W czasach Doktora Anielskiego istniały w samym Rzymie cztery liturgie, cztery różne tradycje. W 1244 r. dominikanie postanowili zunifikować liturgię. W tym roku do zakonu wstępuje św. Tomasz. Jako uczeń św. Alberta Wielkiego musiał uczestniczyć w tych dyskusjach liturgicznych, a przynajmniej o nich słyszeć.
Św. Tomasz korzystał z liturgii dominikańskiej, która była różna od rzymskiej czy franciszkańskiej. Wymowne są nie tylko słowa św. Tomasza, ale również jego milczenie nt. pewnych aspektów liturgii.
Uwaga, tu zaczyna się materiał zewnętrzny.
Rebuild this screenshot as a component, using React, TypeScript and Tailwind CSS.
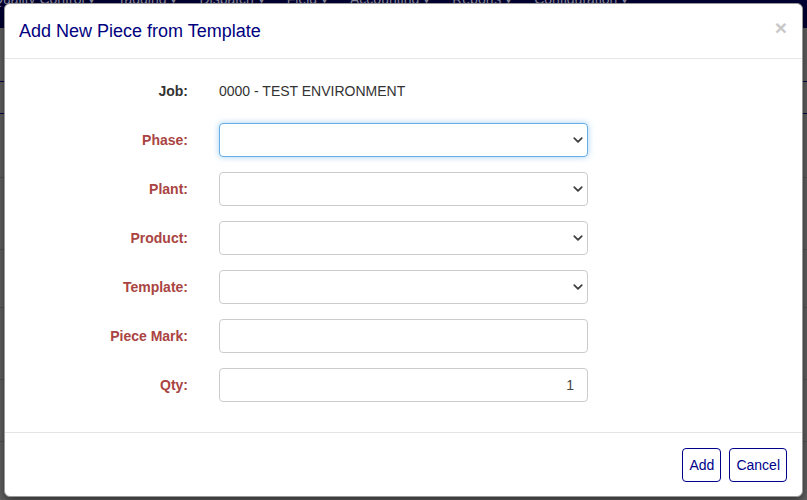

Na zakończenie ojciec profesor wskazał, że liturgia ma ogromny wpływ na teologię. Przywołując słowa ks. Biskupa Artura ojciec profesor jeszcze raz podkreślił, że potrzeba nam nowego św. Tomasza.
W dalszej części akademii ks. prof. Piotr Łabuda wygłosił laudację na cześć ks. prof. Andrzeja Michalika z okazji jego 65 urodzin, a następnie ks. biskup Andrzej Jeż wręczył mu pamiątkową księgę, która ukazała się w serii Scripturae Lumen, w numerze zatytułowanym „Kościół Chrystusa”.
Uroczystą akademią uwieńczył spektakl pt. „Tomasz nieznany. Rys duchowości eucharystycznej Chestertonem inspirowany”, który został przygotowany przez alumnów roku II.